Debate do Programa do XVII Governo Constitucional (pedido de esclarecimentos ao Primeiro-Ministro)
Intervenção de António Filipe
21 de Março de 2005
Sr. Presidente,
Sr. Primeiro-Ministro,
Vou colocar-lhe duas questões muito concretas, sendo que primeira diz respeito ao referendo sobre a Constituição Europeia.
É preciso reconhecer que o Partido Socialista não tem bons antecedentes nesta matéria. Em 1992, opôs-se a um referendo sobre o Tratado de Maastricht; em 1997, aprovou uma pergunta grosseiramente inconstitucional, a qual acabou por inviabilizar o referendo ao Tratado de Amesterdão; não há muito tempo, depois de reiteradamente se opor à aprovação de uma disposição constitucional que permitisse referendar o Tratado sobre a Constituição Europeia, aprovou aqui uma pseudopergunta que nem sou capaz de reproduzir por falta de tempo; e, agora, esgotados os argumentos, aparentemente para inviabilizar o referendo, quer realizá-lo no mesmo dia das eleições autárquicas, tendo isso sido anunciado no Programa do Governo e no discurso de posse do Sr. Primeiro-Ministro.

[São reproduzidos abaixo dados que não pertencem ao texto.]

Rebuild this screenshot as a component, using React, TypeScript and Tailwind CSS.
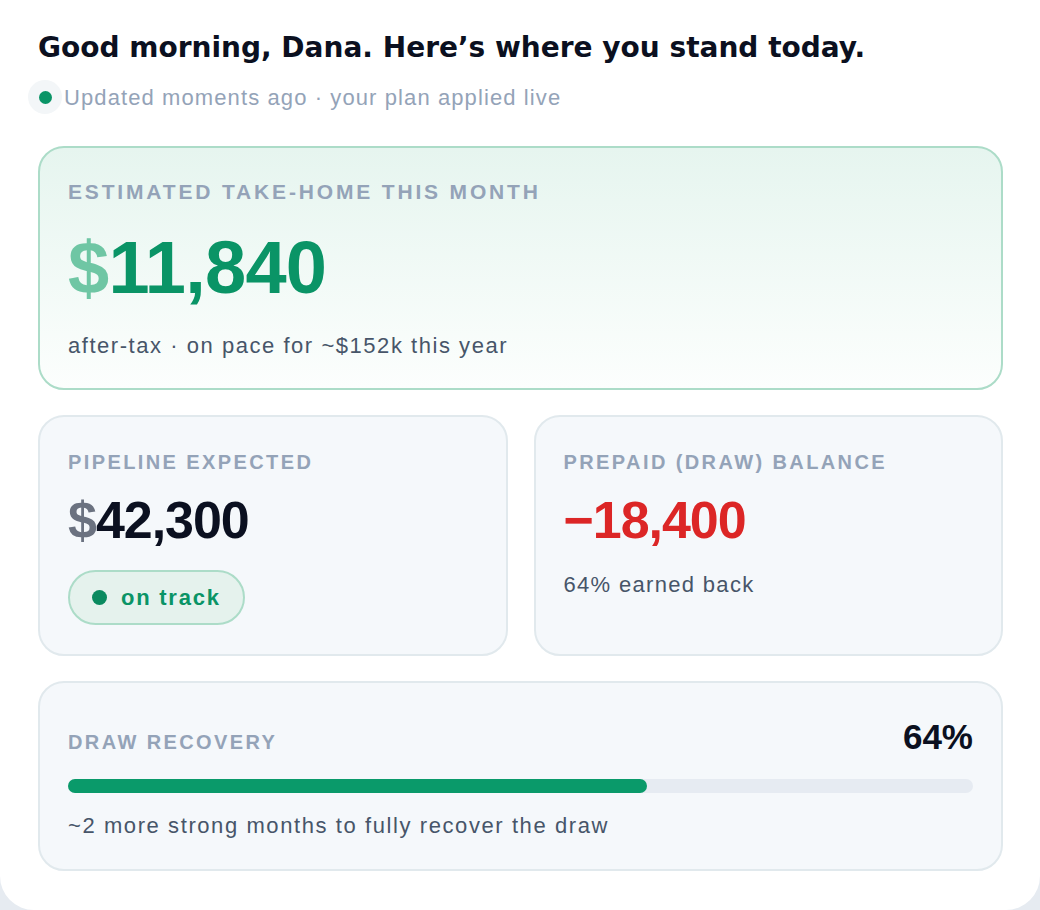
import React from 'react';

const sans = "font-['Liberation_Sans',Arial,sans-serif]";

function Label({ children, small }: { children: React.ReactNode; small?: boolean }) {
  return (
    <div
      className={`${sans} ${small ? 'text-[20px] tracking-[0.12em]' : 'text-[21px] tracking-[0.135em]'} font-bold uppercase leading-none text-[#94a3b8]`}
    >
      {children}
    </div>
  );
}

export default function App() {
  return (
    <div className="min-h-[910px] bg-[#e6ebf1]">
      <div className="h-[910px] w-[1040px] overflow-hidden rounded-b-[34px] bg-white pl-[38px] pr-[37px] pt-[30px]">
        <h1 className="font-['DejaVu_Sans',sans-serif] text-[28px] font-bold leading-[36px] text-[#0b1020]">
          Good morning, Dana. Here’s where you stand today.
        </h1>

        <div className="mt-[14px] flex items-center">
          <span className="-ml-[10px] flex h-[34px] w-[34px] items-center justify-center rounded-full bg-[#f3f6f8]">
            <span className="h-[13px] w-[13px] rounded-full bg-[#0a9466]" />
          </span>
          <span className={`${sans} ml-[2px] text-[22px] tracking-[0.05em] text-[#94a3b8]`}>
            Updated moments ago · your plan applied live
          </span>
        </div>

        <section className="mt-[32px] h-[244px] rounded-[26px] border-2 border-[#acdcc8] bg-gradient-to-b from-[#e6f5ef] to-[#fcfefd] px-[28px] pt-[33px]">
          <Label>Estimated take-home this month</Label>
          <div className={`${sans} mt-[29px] text-[74px] font-bold leading-[74px] tracking-[-0.01em]`}>
            <span className="text-[#6fc6a4]">$</span>
            <span className="text-[#0a9466]">11,840</span>
          </div>
          <p className={`${sans} mt-[24px] text-[22px] tracking-[0.07em] text-[#475569]`}>
            after-tax · on pace for ~$152k this year
          </p>
        </section>

        <div className="mt-[25px] grid grid-cols-2 gap-[26px]">
          <section className="h-[241px] rounded-[26px] border-2 border-[#e1e9ed] bg-[#f5f8fb] px-[28px] pt-[35px]">
            <Label small>Pipeline expected</Label>
            <div className={`${sans} mt-[22px] text-[52px] font-bold leading-[52px] tracking-[-0.02em]`}>
              <span className="text-[#6b7280]">$</span>
              <span className="text-[#0b1020]">42,300</span>
            </div>
            <div className="mt-[24px] inline-flex h-[55px] items-center gap-[14px] rounded-full border-2 border-[#acdcc8] bg-[#e5f2ed] pl-[22px] pr-[22px]">
              <span className="h-[15px] w-[15px] rounded-full bg-[#0a8a5f]" />
              <span className={`${sans} text-[22px] font-bold tracking-[0.08em] text-[#0a9466]`}>on track</span>
            </div>
          </section>

          <section className="h-[241px] rounded-[26px] border-2 border-[#e1e9ed] bg-[#f5f8fb] px-[28px] pt-[35px]">
            <Label small>Prepaid (draw) balance</Label>
            <div className={`${sans} mt-[22px] text-[52px] font-bold leading-[52px] tracking-[-0.02em] text-[#dc2626]`}>
              −18,400
            </div>
            <p className={`${sans} mt-[22px] text-[22px] tracking-[0.06em] text-[#475569]`}>64% earned back</p>
          </section>
        </div>

        <section className="mt-[25px] h-[190px] rounded-[26px] border-2 border-[#e1e9ed] bg-[#f5f8fb] px-[28px] pt-[36px]">
          <div className="flex items-end justify-between">
            <Label small>Draw recovery</Label>
            <span className={`${sans} -mb-[2px] text-[35px] font-bold leading-none text-[#0b1020]`}>64%</span>
          </div>
          <div className="mt-[27px] h-[14px] w-full rounded-full bg-[#e6ebf2]">
            <div className="h-full rounded-full bg-[#0a9a6a]" style={{ width: '64%' }} />
          </div>
          <p className={`${sans} mt-[16px] text-[22px] tracking-[0.072em] text-[#475569]`}>
            ~2 more strong months to fully recover the draw
          </p>
        </section>
      </div>
    </div>
  );
}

Quanto a isso, vale a pena recordar o que, em 16 de Setembro de 2004, foi dito por um hoje ilustre membro do seu Governo — e, desta vez, não foi o Sr. Ministro dos Negócios Estrangeiros, mas o Sr. Ministro da Justiça — nesta Casa. Dizia ele que «quer a Constituição, quer a lei, quer a análise política, aconselham a que se distancie o mais possível o acto do referendo de outro acto eleitoral. Isso decorre dos textos, decorre de qualquer leitura política, e pode constituir um factor de autenticidade, de genuinidade da consulta referendária, como consulta distinta de uma consulta a partidos que o referendo não é».

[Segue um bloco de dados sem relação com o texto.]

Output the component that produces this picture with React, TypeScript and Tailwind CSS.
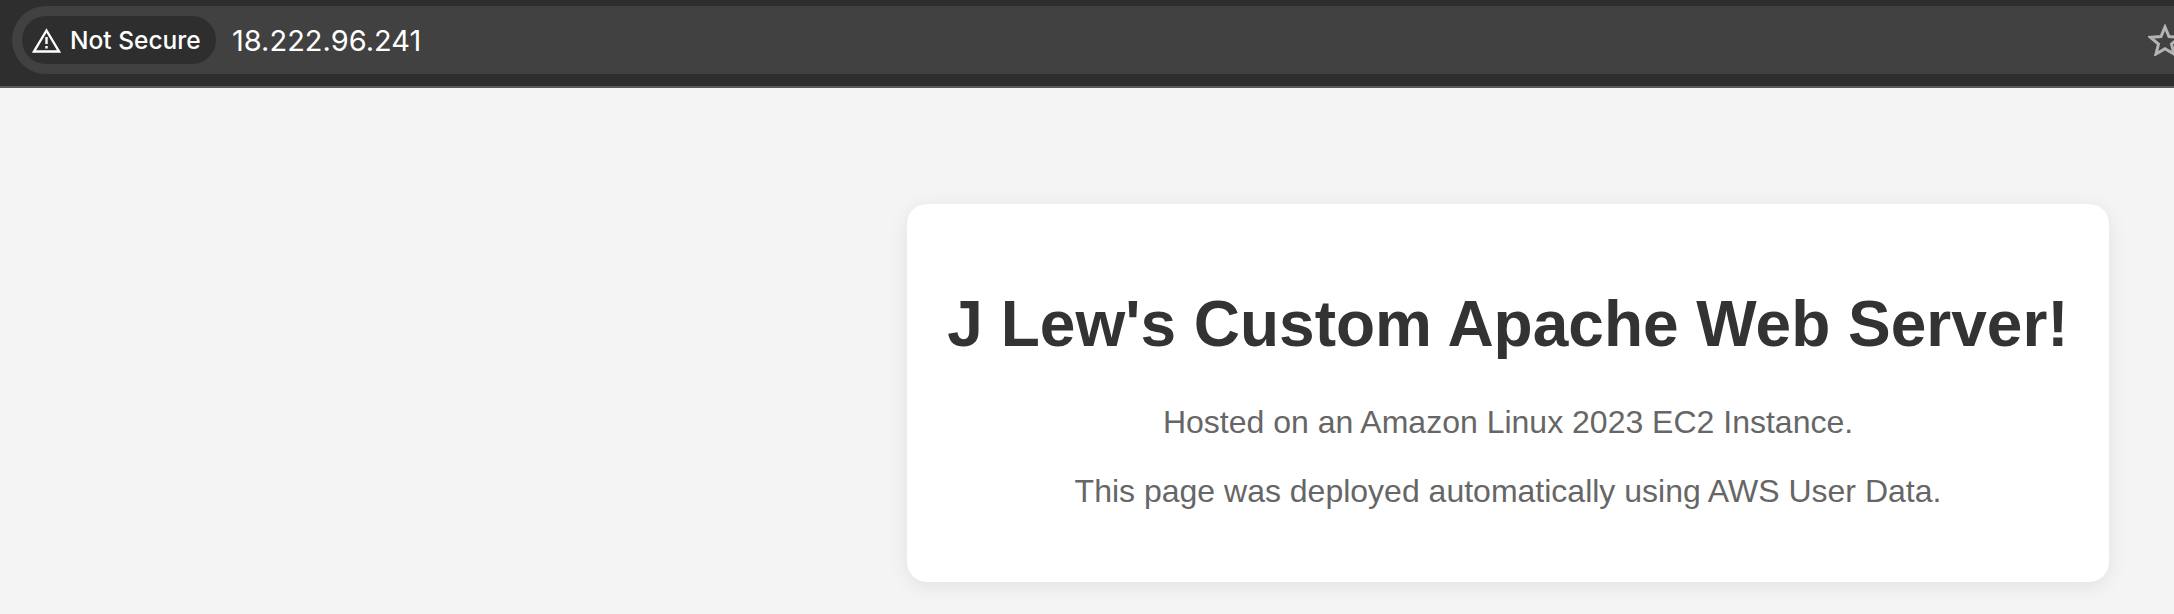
export default function App() {
  return (
    <div className="w-[2174px] h-[614px] overflow-hidden flex flex-col bg-[#f4f4f4] font-['Liberation_Sans',Arial,sans-serif]">
      <header className="h-[88px] shrink-0 bg-[#2e2e2e] border-b-2 border-[#5a5a5a] pt-[6px] pl-[12px]">
        <div className="h-[68px] w-[2200px] rounded-l-[34px] bg-[#414141] flex items-center pl-[10px]">
          <div className="h-[48px] w-[194px] rounded-[24px] bg-[#2e2e2e] flex items-center pl-[10px] gap-[9px] font-['Inter',sans-serif] text-white">
            <svg width="29" height="25" viewBox="0 0 29 25" fill="none" stroke="white" strokeWidth="2.4" strokeLinejoin="miter">
              <path d="M14.5 2.5 L27 23.5 H2 Z" />
              <path d="M14.5 9 V16" />
              <path d="M14.5 18 V20.5" />
            </svg>
            <span className="text-[24.5px] leading-none font-medium whitespace-nowrap">Not Secure</span>
          </div>
          <span className="ml-[16px] font-['Inter',sans-serif] text-[29px] leading-none text-white">18.222.96.241</span>
          <svg className="ml-[1727px] shrink-0" width="34" height="32" viewBox="0 0 34 32" fill="none" stroke="#b4b4b4" strokeWidth="3" strokeLinejoin="miter">
            <path d="M17 3 L21 12.5 L31.5 13.3 L23.5 20 L26 30 L17 24.8 L8 30 L10.5 20 L2.5 13.3 L13 12.5 Z" />
          </svg>
        </div>
      </header>
      <main className="flex-1 flex justify-end items-start pt-[116px] pr-[65px]">
        <section className="w-[1202px] h-[378px] rounded-[20px] bg-white shadow-[0_4px_20px_rgba(0,0,0,0.08)] flex flex-col items-center pt-[83px] text-center">
          <h1 className="text-[64px] leading-[74px] font-bold text-[#333333] whitespace-nowrap">J Lew's Custom Apache Web Server!</h1>
          <p className="mt-[43px] text-[32px] leading-[37px] text-[#666666] whitespace-nowrap">Hosted on an Amazon Linux 2023 EC2 Instance.</p>
          <p className="mt-[32px] text-[32px] leading-[37px] text-[#666666] whitespace-nowrap">This page was deployed automatically using AWS User Data.</p>
        </section>
      </main>
    </div>
  );
}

Ficou, assim, expressa a posição do Partido Socialista, segundo a qual deve haver a máxima distância, legalmente possível, em relação ao acto eleitoral subsequente.

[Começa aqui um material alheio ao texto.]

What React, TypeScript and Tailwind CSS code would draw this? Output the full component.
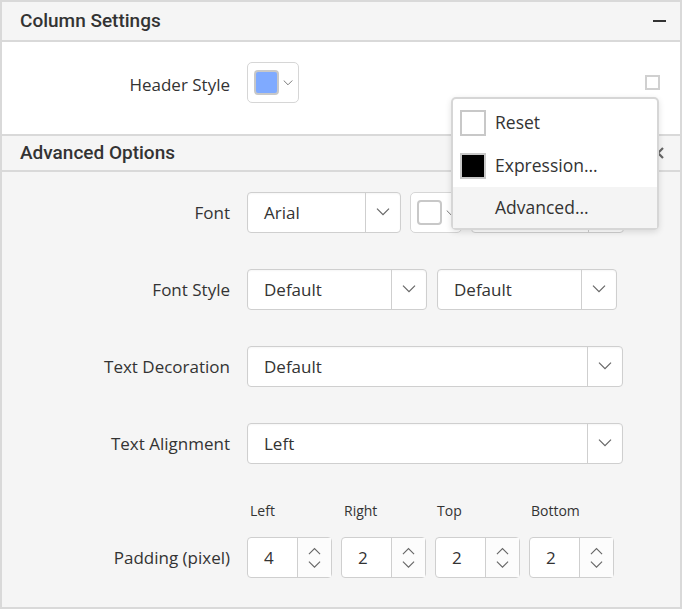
import { useState } from 'react'

const Chevron = ({ up = false, size = 14 }: { up?: boolean; size?: number }) => (
  <svg width={size} height={size * 0.6} viewBox="0 0 14 8" fill="none" stroke="#666" strokeWidth="1.2">
    {up ? <path d="M1 7.5 7 1.5l6 6" /> : <path d="M1 0.5l6 6 6-6" />}
  </svg>
)

function Select({ value, width, arrow = 35 }: { value: string; width: number; arrow?: number }) {
  return (
    <div
      className="flex h-[41px] rounded-[4px] border border-[#cfcfcf] bg-white shadow-[inset_0_1px_2px_rgba(0,0,0,0.04)]"
      style={{ width }}
    >
      <div className="flex flex-1 items-center pl-4 text-[17px] text-[#333]">{value}</div>
      <div className="flex items-center justify-center border-l border-[#cfcfcf]" style={{ width: arrow }}>
        <Chevron />
      </div>
    </div>
  )
}

function Spinner({ value }: { value: string }) {
  return (
    <div className="flex h-[41px] w-[85px] rounded-[4px] border border-[#cfcfcf] bg-white">
      <div className="flex w-[49px] items-center pl-[16px] text-[17px] text-[#333]">{value}</div>
      <div className="flex flex-1 flex-col items-center justify-center gap-[6px] border-l border-[#cfcfcf] bg-[#fcfcfc]">
        <Chevron up size={13} />
        <Chevron size={13} />
      </div>
    </div>
  )
}

function Row({ label, gap = 10, children }: { label: string; gap?: number; children: React.ReactNode }) {
  return (
    <div className="flex h-[41px] items-center">
      <div className="w-[228px] text-right text-[17px] text-[#333]">{label}</div>
      <div className="ml-[17px] flex items-center" style={{ gap }}>{children}</div>
    </div>
  )
}

export default function App() {
  const [hover] = useState(2)
  const items = ['Reset', 'Expression...', 'Advanced...']
  return (
    <div className="relative h-[611px] w-[684px] bg-white" style={{ fontFamily: '"Open Sans", sans-serif' }}>
      <div className="flex h-[609px] w-[682px] flex-col border-2 border-[#d9d9d9]">
        <div
          className="flex h-[40px] shrink-0 items-center justify-between border-b-2 border-[#d9d9d9] bg-[#f5f5f5] pl-[18px] pr-[14px] text-[19px] font-medium text-[#333]"
          style={{ fontFamily: 'Roboto, sans-serif' }}
        >
          <span>Column Settings</span>
          <span className="block h-[2px] w-[13px] bg-[#333]" />
        </div>
        <div className="flex h-[94px] shrink-0 items-start border-b-2 border-[#d9d9d9] pr-[20px] pt-[20px]">
          <div className="mt-[10px] w-[228px] text-right text-[17px] text-[#333]">Header Style</div>
          <div className="ml-[17px] flex h-[41px] w-[52px] items-center rounded-[5px] border border-[#d6d6d6] bg-white pl-[6px]">
            <span className="block h-[25px] w-[25px] rounded-[4px] border-2 border-[#c8c8c8] bg-[#7faaff]" />
            <span className="ml-[4px]"><Chevron size={10} /></span>
          </div>
          <div className="flex-1" />
          <span className="mt-[13px] block h-[15px] w-[15px] border-2 border-[#d0d0d0]" />
        </div>
        <div
          className="flex h-[36px] shrink-0 items-center justify-between border-b-2 border-[#d9d9d9] bg-[#f5f5f5] pl-[18px] pr-[16px] text-[19px] font-medium text-[#333]"
          style={{ fontFamily: 'Roboto, sans-serif' }}
        >
          <span>Advanced Options</span>
          <svg width="12" height="12" viewBox="0 0 12 12" stroke="#666" strokeWidth="2.2">
            <path d="M1 1l10 10M11 1 1 11" />
          </svg>
        </div>
        <div className="flex flex-1 flex-col bg-[#f5f5f5] pt-[20px]">
          <div className="flex flex-col gap-[36px]">
            <Row label="Font" gap={9}>
              <Select value="Arial" width={154} arrow={35} />
              <div className="flex h-[41px] w-[52px] items-center rounded-[5px] border border-[#d6d6d6] bg-white pl-[6px]">
                <span className="block h-[25px] w-[25px] rounded-[4px] border-2 border-[#c8c8c8] bg-white" />
                <span className="ml-[4px]"><Chevron size={10} /></span>
              </div>
              <Select value="" width={153} />
            </Row>
            <Row label="Font Style">
              <Select value="Default" width={180} />
              <Select value="Default" width={180} />
            </Row>
            <Row label="Text Decoration">
              <Select value="Default" width={376} />
            </Row>
            <Row label="Text Alignment">
              <Select value="Left" width={376} />
            </Row>
          </div>
          <div className="mt-[36px] flex pl-[248px] text-[14px] text-[#333]">
            <span className="w-[94px]">Left</span>
            <span className="w-[93px]">Right</span>
            <span className="w-[94px]">Top</span>
            <span>Bottom</span>
          </div>
          <div className="mt-[16px]">
            <Row label="Padding (pixel)" gap={9}>
              <Spinner value="4" />
              <Spinner value="2" />
              <Spinner value="2" />
              <Spinner value="2" />
            </Row>
          </div>
        </div>
      </div>
      <div className="absolute left-[451px] top-[97px] w-[208px] rounded-[5px] border-2 border-[#d6d6d6] bg-white pt-[2px] shadow-[0_2px_6px_rgba(0,0,0,0.12)]">
        {items.map((it, i) => (
          <div
            key={it}
            className={`flex items-center pl-[7px] text-[17.5px] text-[#333] ${i === 2 ? 'h-[41px]' : 'h-[43px]'} ${i === hover ? 'bg-[#f4f4f4]' : ''}`}
          >
            {i < 2 ? (
              <span className={`block h-[26px] w-[26px] border-2 border-[#c8c8c8] ${i === 1 ? 'bg-black' : 'bg-white'}`} />
            ) : (
              <span className="block w-[26px]" />
            )}
            <span className="ml-[9px]">{it}</span>
          </div>
        ))}
      </div>
    </div>
  )
}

Ora, o Partido Socialista, nessa altura, já sabia que iriam realizar-se eleições autárquicas em Outubro de 2005; não sabia é que iria ser governo tão cedo. A questão que se coloca agora é se o Partido Socialista, quando estava na oposição, tinha preocupações de autenticidade e de genuinidade em relação ao referendo e, agora, pelos vistos, já não tem.
Esta é a primeira questão.
Uma segunda questão, Sr. Primeiro-Ministro, diz respeito à segurança interna.
O Sr. Primeiro-Ministro referiu-se, há pouco, à desgraça que aconteceu, ontem, na Amadora, que, quero sublinhá-lo, não pode ser arma de arremesso político contra quem quer que seja e, muito menos, contra um governo que acaba de tomar posse — isto, para nós, é uma questão essencial.
Agora, Sr. Primeiro-Ministro, há que reconhecer — e o senhor fê-lo ao falar desse assunto — que este é um assunto muito sério, que merece um debate sereno mas muito sério e responsável sobre esta questão, e tem a ver com a afectação dos efectivos policiais. A este respeito, há que discutir muito bem como deve ser feito o policiamento destas zonas mais problemáticas e como deve ser resolvido o problema da afectação dos efectivos policiais que estão afectos a outras missões que não as policiais. Uma outra questão é a de saber o que fazer às muitas centenas de efectivos que estão ocupados em corpos de intervenção.
Daí, Sr. Primeiro-Ministro, já que se quer falar de questões concretas — e nós queremos —, deixo um repto ao Governo: por que é que o Governo não assume aqui o compromisso de afectar as centenas de elementos que prestam serviço nos corpos de intervenção, em corpos especiais, precisamente onde eles fazem falta, que é no policiamento das zonas mais problemáticas, relativamente às quais efectivos policiais praticamente indefesos, ou sem meios de se poderem defender da alta criminalidade, têm sido efectivamente sacrificados.
Este é um repto concreto que aqui deixamos ao Governo.